My goal is to get an inequality $\forall t>0$ for the following integral
$$ \int_0^t \left(\sum_{n=1}^\infty \exp(-n^2 t_0)\right)^2\,\mathrm{d}t_0 \le f(t). $$
The goal is to at least lose the the square of the series. Initially I thought it was possible to find a reasonable $f(t)$ using the Mean value theorem. However, there is not an easy upper-bound for $\sum_{n=1}^\infty \exp(-n^2 t_0)$ since it explodes around $t_0 \approx 0$. Does anybody have a clue?

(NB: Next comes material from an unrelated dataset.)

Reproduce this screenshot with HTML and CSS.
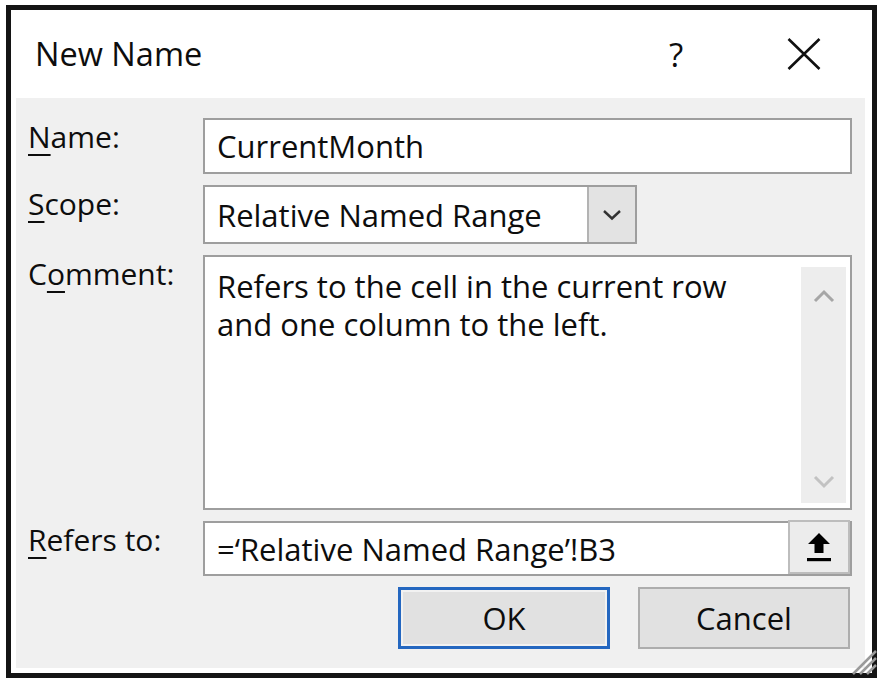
FILE: index.html
```html
<!DOCTYPE html>
<html>
<head>
<meta charset="utf-8">
<link rel="stylesheet" href="styles.css">
</head>
<body>
<div class="dialog">
  <div class="titlebar">
    <span class="title">New Name</span>
    <span class="help">?</span>
    <span class="close">
      <svg width="34" height="32" viewBox="0 0 34 32"><path d="M1.5 1L32.5 31M32.5 1L1.5 31" stroke="#111" stroke-width="2.6" fill="none"/></svg>
    </span>
  </div>
  <div class="panel">
    <div class="label"><u>N</u>ame:</div>
    <div class="field input">CurrentMonth</div>

    <div class="label"><u>S</u>cope:</div>
    <div class="field">
      <div class="combo">
        <span class="combo-text">Relative Named Range</span>
        <span class="combo-btn">
          <svg width="20" height="12" viewBox="0 0 20 12"><path d="M2 2L10 9.5L18 2" stroke="#333" stroke-width="2.4" fill="none"/></svg>
        </span>
      </div>
    </div>

    <div class="label">C<u>o</u>mment:</div>
    <div class="field textarea">
      <div class="ta-text">Refers to the cell in the current row and one column to the left.</div>
      <div class="scroll">
        <svg width="24" height="14" viewBox="0 0 24 14"><path d="M3 12L12 3L21 12" stroke="#a6a6a6" stroke-width="3" fill="none"/></svg>
        <svg width="24" height="14" viewBox="0 0 24 14"><path d="M3 2L12 11L21 2" stroke="#c2c2c2" stroke-width="3" fill="none"/></svg>
      </div>
    </div>

    <div class="label"><u>R</u>efers to:</div>
    <div class="field input refers">
      <span class="ref-text">=‘Relative Named Range’!B3</span>
      <span class="ref-btn">
        <svg width="26" height="32" viewBox="0 0 26 32"><path d="M13 2L2 13H8.5V22H17.5V13H24Z" fill="#000"/><rect x="1" y="27" width="24" height="3.2" fill="#000"/></svg>
      </span>
    </div>

    <div class="buttons">
      <button class="btn ok">OK</button>
      <button class="btn">Cancel</button>
    </div>
  </div>
  <svg class="grip" width="26" height="26" viewBox="0 0 26 26">
    <path d="M2 25L25 2M9 25L25 9M16 25L25 16" stroke="#9a9a9a" stroke-width="2.5" fill="none"/>
  </svg>
</div>
</body>
</html>
```

FILE: styles.css
```css
html, body {
  margin: 0;
  padding: 0;
  background: #fff;
}

body {
  font-family: "Open Sans", "Noto Sans", sans-serif;
  font-weight: 500;
  color: #0d0d0d;
}

.dialog {
  position: relative;
  margin: 5px 0 0 6px;
  width: 871px;
  height: 673px;
  box-sizing: border-box;
  border: 5px solid #141414;
  background: #fff;
  padding: 0 7px 5px 5px;
  display: flex;
  flex-direction: column;
}

.titlebar {
  height: 88px;
  flex: none;
  display: flex;
  align-items: center;
  padding-left: 19px;
}

.title {
  font-size: 32.5px;
  line-height: 1;
}

.help {
  margin-left: auto;
  width: 40px;
  text-align: center;
  font-size: 33px;
  line-height: 1;
}

.close {
  margin-left: 91px;
  margin-right: 44px;
  display: flex;
}

.panel {
  flex: none;
  height: 570px;
  box-sizing: border-box;
  background: #f0f0f0;
  padding: 20px 13px 0 12px;
  display: grid;
  grid-template-columns: 175px 1fr;
  grid-template-rows: 56px 59px 255px 55px 62px;
  row-gap: 11px;
}

.label {
  font-size: 30px;
  line-height: 40px;
  margin-top: -1px;
}

.label u {
  text-decoration-thickness: 2px;
  text-underline-offset: 6px;
}

.field {
  box-sizing: border-box;
}

.input {
  background: #fff;
  border: 2px solid #9e9e9e;
  display: flex;
  align-items: center;
  padding-left: 12px;
  font-size: 31px;
}

.combo {
  width: 434px;
  height: 100%;
  box-sizing: border-box;
  background: #fff;
  border: 2px solid #9e9e9e;
  display: flex;
  align-items: stretch;
  font-size: 31px;
}

.combo-text {
  flex: 1;
  display: flex;
  align-items: center;
  padding-left: 12px;
}

.combo-btn {
  width: 46px;
  background: #e3e3e3;
  border-left: 2px solid #b3b3b3;
  display: flex;
  align-items: center;
  justify-content: center;
}

.textarea {
  background: #fff;
  border: 2px solid #9e9e9e;
  display: flex;
  padding: 10px 4px 5px 12px;
  font-size: 31px;
  line-height: 38px;
}

.ta-text {
  flex: 1;
  padding-right: 40px;
}

.scroll {
  width: 45px;
  background: #ededed;
  display: flex;
  flex-direction: column;
  justify-content: space-between;
  align-items: center;
  padding: 22px 0 14px;
}

.refers {
  padding-right: 0;
}

.ref-text {
  flex: 1;
}

.ref-btn {
  align-self: stretch;
  width: 58px;
  margin: -3px 0 0 0;
  background: #ececec;
  border: 2px solid #bdbdbd;
  display: flex;
  align-items: center;
  justify-content: center;
}

.buttons {
  grid-column: 1 / 3;
  display: flex;
  justify-content: flex-end;
  gap: 28px;
  padding-right: 2px;
}

.btn {
  width: 212px;
  height: 62px;
  box-sizing: border-box;
  background: #e1e1e1;
  border: 2px solid #adadad;
  font-family: "Open Sans", "Noto Sans", sans-serif;
  font-weight: 500;
  font-size: 31px;
  color: #0d0d0d;
  padding: 0;
}

.btn.ok {
  border: 3px solid #2467c0;
  box-shadow: inset 0 0 0 2px #f2f2f2;
}

.grip {
  position: absolute;
  right: -5px;
  bottom: -2px;
}
```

Well, your integral is $\infty$ whenever $t>0$. We get for $u>0$: $$ \left(\sum_{n=1}^{\infty}\exp(-n^2u)\right)^2 = \sum_{n=1}^{\infty}\sum_{m=1}^{\infty}\exp(-(n^2+m^2)u)$$ By the Fubini-Tonelli theorem we can exchange the order of integration and summation for a nonnegative function. Fix $t>0$ and define $\mathcal{A}_t=\{(n,m)\in \mathbb{N}^2: (n^2+m^2)t\geq 1\}$. Then:
\begin{align} &\int_0^t \left(\sum_{n=1}^{\infty}\exp(-n^2u)\right)^2 du \\ &= \sum_{n=1}^{\infty}\sum_{m=1}^{\infty}\int_0^t \exp(-(n^2+m^2)u)du \\ &= \sum_{n=1}^{\infty}\sum_{m=1}^{\infty}\frac{1-\exp(-t(n^2+m^2))}{n^2+m^2}\\ &\geq \sum_{(n,m)\in\mathcal{A}_t} \frac{1-\exp(-t(n^2+m^2))}{n^2+m^2}\\ &\geq (1-e^{-1})\sum_{(n,m)\in\mathcal{A}_t} \frac{1}{n^2+m^2}\\ &=\infty \end{align} where the final equality can be shown because $\sum_{n=1}^{\infty}\sum_{m=1}^{\infty} \frac{1}{n^2+m^2}=\infty$, and $\sum_{(n,m)\in\mathcal{A}_t}$ only neglects a finite number of terms in comparison to $\sum_{n=1}^{\infty}\sum_{m=1}^{\infty}$.